Nell’area del reggiano, il consumo della polenta cominciò a diffondersi a fine ‘700, quando il mais, importato dalle Americhe ed introdotto a coltivazione solo nel 1600, divenne la coltura preponderante accanto al riso nelle fertili pianure emiliane e lombarde.
Come ancora oggi gli anziani ricordano, fino agli anni ’50 del 1900 la polenta era consumata quasi quotidianamente dalla gente delle campagne, perché “riempiva la pancia” senza incidere sul già scarso bilancio familiare. La si consumava sin dalla colazione, unita a latte e zucchero, ma anche a pranzo o a cena in combinazione a formaggi, salumi e, quando ce n’era, carne.

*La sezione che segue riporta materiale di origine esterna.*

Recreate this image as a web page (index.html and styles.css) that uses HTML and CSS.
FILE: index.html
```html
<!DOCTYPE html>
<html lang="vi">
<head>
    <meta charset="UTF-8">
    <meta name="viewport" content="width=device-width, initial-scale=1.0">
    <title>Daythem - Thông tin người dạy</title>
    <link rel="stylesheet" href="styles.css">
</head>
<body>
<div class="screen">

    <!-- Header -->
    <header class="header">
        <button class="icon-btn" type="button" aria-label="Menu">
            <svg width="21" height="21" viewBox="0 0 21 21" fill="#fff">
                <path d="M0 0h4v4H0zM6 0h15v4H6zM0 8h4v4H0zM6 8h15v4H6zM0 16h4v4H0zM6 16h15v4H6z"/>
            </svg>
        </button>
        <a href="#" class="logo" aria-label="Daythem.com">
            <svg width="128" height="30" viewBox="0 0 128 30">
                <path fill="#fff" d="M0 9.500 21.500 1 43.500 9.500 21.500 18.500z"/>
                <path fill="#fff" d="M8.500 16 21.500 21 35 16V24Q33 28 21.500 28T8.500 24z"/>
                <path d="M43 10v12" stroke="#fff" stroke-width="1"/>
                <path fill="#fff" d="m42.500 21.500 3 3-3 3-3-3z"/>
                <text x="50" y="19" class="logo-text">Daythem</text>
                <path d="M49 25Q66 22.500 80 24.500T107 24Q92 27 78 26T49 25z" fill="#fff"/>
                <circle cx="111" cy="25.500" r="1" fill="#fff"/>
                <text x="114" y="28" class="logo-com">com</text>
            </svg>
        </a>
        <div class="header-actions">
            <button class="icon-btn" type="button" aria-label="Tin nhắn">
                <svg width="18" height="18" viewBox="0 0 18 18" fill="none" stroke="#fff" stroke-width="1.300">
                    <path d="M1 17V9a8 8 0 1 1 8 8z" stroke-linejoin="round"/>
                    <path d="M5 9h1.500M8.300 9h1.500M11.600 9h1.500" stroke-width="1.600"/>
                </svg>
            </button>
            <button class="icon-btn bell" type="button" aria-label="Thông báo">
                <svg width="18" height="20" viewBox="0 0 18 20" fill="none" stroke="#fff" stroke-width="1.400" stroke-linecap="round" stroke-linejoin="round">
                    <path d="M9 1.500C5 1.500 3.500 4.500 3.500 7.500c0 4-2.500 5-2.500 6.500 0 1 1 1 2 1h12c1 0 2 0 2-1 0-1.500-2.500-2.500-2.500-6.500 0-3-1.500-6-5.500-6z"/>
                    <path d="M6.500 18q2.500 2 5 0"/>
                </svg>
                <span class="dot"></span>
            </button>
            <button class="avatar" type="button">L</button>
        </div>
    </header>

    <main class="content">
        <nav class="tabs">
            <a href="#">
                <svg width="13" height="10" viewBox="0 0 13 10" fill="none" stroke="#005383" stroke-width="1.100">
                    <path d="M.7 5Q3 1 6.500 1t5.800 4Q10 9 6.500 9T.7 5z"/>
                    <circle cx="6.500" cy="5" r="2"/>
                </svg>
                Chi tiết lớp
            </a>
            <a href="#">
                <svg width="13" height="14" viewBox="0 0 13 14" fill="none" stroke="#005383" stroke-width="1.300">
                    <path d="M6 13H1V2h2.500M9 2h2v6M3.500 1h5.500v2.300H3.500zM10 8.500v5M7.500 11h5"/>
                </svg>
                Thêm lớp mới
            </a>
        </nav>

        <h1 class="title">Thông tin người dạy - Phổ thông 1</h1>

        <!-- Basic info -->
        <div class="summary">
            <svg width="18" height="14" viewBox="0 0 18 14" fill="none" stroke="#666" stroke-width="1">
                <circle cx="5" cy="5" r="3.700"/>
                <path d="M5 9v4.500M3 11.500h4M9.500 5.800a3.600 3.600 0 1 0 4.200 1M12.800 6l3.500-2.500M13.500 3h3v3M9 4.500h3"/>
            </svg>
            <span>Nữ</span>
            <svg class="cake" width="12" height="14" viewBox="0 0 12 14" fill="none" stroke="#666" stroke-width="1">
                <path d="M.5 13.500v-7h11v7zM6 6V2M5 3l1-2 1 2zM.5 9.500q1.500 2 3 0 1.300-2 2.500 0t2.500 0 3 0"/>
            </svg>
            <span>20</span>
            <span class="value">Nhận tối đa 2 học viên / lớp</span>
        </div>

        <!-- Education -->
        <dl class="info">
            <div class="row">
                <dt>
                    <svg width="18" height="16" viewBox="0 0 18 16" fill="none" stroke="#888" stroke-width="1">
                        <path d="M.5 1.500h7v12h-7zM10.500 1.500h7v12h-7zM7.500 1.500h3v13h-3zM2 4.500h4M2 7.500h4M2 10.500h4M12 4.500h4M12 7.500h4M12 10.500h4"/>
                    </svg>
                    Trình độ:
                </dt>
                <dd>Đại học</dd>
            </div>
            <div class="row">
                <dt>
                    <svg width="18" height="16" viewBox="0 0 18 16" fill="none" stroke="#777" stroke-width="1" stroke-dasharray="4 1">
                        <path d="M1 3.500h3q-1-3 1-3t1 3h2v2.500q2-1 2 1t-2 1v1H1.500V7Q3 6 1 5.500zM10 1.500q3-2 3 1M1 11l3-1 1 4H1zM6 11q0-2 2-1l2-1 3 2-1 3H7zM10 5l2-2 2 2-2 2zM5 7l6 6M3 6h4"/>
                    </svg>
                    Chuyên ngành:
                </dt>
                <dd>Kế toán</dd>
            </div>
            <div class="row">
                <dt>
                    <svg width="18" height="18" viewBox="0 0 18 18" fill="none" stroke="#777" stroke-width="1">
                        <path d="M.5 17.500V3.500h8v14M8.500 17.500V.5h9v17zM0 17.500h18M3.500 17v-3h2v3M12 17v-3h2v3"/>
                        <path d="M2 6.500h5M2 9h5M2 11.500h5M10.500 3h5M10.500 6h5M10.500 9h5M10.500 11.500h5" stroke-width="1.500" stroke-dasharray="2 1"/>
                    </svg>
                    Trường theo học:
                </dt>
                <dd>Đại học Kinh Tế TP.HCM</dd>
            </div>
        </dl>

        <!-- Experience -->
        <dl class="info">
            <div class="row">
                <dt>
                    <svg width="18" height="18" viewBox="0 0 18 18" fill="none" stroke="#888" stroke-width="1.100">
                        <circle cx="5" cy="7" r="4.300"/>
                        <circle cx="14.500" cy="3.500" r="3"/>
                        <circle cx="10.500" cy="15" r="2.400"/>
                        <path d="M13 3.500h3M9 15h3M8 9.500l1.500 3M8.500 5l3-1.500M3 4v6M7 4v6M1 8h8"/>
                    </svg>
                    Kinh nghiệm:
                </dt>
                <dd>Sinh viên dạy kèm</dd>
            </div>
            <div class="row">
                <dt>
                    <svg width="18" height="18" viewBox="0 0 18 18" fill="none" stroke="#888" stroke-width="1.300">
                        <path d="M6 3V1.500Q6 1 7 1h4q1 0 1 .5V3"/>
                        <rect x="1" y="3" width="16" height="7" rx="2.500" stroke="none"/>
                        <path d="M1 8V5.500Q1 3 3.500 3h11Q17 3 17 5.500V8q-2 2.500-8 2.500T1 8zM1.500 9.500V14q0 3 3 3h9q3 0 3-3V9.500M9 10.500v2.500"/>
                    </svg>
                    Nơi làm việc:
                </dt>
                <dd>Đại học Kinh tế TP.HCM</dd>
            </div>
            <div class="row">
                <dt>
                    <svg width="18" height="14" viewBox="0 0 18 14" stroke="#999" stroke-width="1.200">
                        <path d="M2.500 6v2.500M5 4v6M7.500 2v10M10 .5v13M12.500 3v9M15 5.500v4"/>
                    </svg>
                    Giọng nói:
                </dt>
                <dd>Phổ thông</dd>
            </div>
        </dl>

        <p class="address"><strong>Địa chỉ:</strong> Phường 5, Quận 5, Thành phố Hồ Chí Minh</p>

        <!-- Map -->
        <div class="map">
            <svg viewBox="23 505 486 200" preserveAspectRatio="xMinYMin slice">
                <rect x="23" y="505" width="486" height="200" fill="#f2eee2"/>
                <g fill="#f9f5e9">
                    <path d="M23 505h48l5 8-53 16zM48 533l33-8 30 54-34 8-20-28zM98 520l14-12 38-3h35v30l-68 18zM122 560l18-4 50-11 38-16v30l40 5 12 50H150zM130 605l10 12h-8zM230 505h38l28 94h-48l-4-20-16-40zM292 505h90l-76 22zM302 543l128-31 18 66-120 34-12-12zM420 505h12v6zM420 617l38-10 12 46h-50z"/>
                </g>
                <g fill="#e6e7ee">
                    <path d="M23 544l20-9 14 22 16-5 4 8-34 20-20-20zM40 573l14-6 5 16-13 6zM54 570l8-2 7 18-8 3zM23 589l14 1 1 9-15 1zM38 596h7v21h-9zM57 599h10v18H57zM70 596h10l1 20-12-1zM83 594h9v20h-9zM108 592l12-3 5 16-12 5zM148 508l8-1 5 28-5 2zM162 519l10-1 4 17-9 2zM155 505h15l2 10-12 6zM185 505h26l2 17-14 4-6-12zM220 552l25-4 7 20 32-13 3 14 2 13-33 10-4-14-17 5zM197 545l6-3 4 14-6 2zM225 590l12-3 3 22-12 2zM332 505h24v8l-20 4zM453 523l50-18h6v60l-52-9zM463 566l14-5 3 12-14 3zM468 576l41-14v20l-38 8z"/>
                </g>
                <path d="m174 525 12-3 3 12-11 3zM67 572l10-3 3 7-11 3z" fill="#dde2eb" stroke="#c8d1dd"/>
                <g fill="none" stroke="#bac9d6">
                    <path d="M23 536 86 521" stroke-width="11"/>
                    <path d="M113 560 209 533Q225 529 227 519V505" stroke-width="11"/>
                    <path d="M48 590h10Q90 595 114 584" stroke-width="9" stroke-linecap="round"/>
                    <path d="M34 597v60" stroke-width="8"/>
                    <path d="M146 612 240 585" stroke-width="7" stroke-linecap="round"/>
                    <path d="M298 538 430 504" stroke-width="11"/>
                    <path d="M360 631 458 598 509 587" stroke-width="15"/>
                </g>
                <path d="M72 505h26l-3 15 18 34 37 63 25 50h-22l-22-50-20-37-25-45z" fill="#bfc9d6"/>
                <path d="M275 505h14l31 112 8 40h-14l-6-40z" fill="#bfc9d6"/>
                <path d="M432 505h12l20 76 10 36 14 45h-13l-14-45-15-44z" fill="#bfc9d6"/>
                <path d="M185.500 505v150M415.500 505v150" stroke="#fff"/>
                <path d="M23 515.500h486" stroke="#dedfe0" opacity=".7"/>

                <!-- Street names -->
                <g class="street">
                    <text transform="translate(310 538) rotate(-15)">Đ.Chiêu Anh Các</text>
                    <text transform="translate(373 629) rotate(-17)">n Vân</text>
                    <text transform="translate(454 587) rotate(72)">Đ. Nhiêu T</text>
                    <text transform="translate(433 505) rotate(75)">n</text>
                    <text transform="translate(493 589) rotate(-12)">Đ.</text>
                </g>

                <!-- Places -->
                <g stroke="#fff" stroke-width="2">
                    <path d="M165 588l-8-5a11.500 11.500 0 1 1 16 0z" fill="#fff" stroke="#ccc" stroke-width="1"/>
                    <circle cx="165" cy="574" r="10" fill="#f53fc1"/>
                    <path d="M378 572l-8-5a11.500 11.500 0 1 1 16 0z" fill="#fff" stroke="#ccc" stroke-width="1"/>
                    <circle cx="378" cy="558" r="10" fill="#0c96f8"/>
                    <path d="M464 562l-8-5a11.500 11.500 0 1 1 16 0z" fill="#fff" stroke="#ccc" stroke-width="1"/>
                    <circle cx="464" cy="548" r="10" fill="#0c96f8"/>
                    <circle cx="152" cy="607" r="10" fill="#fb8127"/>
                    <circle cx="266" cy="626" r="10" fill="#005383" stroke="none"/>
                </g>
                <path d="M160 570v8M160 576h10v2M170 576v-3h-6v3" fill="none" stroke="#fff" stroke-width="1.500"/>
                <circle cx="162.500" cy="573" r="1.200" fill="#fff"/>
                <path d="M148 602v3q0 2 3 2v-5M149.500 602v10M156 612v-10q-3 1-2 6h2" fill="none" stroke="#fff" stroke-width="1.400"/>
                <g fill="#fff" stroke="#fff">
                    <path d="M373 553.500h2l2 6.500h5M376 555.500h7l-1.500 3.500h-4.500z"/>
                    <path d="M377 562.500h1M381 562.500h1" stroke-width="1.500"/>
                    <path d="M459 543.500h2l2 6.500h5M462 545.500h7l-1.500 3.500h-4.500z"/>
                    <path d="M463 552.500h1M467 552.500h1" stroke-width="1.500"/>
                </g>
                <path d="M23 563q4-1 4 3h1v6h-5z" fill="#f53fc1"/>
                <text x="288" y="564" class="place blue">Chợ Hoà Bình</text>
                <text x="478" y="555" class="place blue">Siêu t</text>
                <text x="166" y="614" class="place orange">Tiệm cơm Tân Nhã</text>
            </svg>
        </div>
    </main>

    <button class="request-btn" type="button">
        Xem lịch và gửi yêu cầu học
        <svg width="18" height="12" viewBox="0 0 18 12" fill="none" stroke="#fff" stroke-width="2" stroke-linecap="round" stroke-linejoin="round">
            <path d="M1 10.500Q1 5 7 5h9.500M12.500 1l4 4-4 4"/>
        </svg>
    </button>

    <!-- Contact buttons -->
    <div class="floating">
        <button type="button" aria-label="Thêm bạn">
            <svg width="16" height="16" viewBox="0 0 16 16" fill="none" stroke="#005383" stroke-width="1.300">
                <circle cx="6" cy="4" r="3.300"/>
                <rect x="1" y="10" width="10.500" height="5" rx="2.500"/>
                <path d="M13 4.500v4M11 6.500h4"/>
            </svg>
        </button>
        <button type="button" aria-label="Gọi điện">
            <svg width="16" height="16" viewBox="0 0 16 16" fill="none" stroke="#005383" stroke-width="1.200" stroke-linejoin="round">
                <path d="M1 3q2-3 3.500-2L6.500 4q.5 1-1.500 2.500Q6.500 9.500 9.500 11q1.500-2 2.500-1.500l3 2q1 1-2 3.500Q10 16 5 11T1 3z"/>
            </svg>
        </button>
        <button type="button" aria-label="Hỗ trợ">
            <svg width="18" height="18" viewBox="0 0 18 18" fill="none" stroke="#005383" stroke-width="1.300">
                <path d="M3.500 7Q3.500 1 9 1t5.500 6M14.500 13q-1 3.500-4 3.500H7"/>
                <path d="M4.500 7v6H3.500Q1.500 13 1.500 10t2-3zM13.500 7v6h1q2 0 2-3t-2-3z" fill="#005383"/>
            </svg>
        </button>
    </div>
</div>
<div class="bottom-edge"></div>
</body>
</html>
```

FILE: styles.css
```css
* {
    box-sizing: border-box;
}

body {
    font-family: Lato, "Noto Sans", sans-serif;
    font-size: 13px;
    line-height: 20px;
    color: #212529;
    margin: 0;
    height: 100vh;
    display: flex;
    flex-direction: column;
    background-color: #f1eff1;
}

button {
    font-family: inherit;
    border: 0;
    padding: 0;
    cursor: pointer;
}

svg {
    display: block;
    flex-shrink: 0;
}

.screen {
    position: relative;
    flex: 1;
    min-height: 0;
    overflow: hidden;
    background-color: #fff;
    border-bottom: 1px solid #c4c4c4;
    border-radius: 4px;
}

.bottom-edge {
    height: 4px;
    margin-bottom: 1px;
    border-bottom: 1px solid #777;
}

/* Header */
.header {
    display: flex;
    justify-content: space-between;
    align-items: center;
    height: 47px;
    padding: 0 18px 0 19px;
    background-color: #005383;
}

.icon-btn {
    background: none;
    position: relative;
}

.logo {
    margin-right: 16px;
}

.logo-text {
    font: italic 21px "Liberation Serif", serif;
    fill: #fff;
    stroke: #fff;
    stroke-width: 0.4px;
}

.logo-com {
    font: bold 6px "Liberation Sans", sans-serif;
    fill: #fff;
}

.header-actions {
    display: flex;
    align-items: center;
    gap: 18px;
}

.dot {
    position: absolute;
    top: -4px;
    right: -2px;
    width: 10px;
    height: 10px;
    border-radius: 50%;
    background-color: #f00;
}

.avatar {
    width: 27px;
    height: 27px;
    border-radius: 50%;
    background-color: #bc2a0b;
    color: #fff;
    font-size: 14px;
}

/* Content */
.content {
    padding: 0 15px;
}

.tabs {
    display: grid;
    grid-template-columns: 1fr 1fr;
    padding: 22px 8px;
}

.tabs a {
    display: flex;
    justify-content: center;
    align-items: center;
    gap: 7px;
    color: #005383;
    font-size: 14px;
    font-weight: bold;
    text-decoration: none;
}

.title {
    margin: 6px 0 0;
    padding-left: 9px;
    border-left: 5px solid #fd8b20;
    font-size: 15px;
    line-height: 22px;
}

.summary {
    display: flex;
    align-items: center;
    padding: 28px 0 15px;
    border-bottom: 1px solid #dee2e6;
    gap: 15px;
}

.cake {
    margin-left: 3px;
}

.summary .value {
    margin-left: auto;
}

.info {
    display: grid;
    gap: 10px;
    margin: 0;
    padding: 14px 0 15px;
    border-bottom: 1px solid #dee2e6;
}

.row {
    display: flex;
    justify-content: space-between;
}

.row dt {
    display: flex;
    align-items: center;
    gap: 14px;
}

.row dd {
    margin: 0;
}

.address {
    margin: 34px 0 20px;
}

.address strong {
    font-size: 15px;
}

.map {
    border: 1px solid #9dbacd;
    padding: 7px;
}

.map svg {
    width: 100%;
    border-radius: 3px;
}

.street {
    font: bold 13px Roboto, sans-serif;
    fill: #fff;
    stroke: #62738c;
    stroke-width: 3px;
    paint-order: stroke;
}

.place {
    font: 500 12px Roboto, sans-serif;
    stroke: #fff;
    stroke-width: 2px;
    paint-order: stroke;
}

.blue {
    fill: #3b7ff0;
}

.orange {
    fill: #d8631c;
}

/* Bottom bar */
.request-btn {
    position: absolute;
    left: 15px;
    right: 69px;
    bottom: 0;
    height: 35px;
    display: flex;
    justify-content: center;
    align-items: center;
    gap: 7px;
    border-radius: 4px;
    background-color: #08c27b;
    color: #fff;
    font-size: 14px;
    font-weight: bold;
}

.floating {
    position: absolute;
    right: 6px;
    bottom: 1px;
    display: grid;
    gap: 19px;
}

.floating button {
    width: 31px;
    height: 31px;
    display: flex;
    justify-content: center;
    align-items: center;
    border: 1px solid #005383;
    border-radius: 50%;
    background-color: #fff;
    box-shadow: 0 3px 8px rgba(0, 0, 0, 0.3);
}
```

Nel caso dei Cazzagai, la polenta è unita a fagioli soffritti con cipolla e pomodoro. Si può consumare calda ma, tradizionalmente, la si lascia raffreddare per poi ricavarne fette spesse che vengono fritte in padella, in modo che si formi una crosta croccante. L’etimologia del nome Cazzagai (calza gatti), risale alla leggenda sulla nascita di questa ricetta. Si dice infatti che una sera, una rezdora stesse riscaldando dei fagioli in umido sulla stufa a legna.
Nel portarli in tavola però inciampò nel gatto, appisolato ai piedi della stufa, e l’intero contenuto della teglia si rovesciò nel paiolo della polenta, che cuoceva nel caminetto. La rezdora fu così costretta a scegliere se saltare la cena o tentare la sorte servendo il tutto così com’era: la fame prevalse e questa polenta rivisitata riscosse un enorme successo tra i commensali, che ne decantarono la bontà a parenti ed amici.

In questo modo, la ricetta frutto dell’errore della rezdora si diffuse, trasmessa di bocca in bocca, tra le campagne reggiane giungendo inalterata fino ai nostri giorni.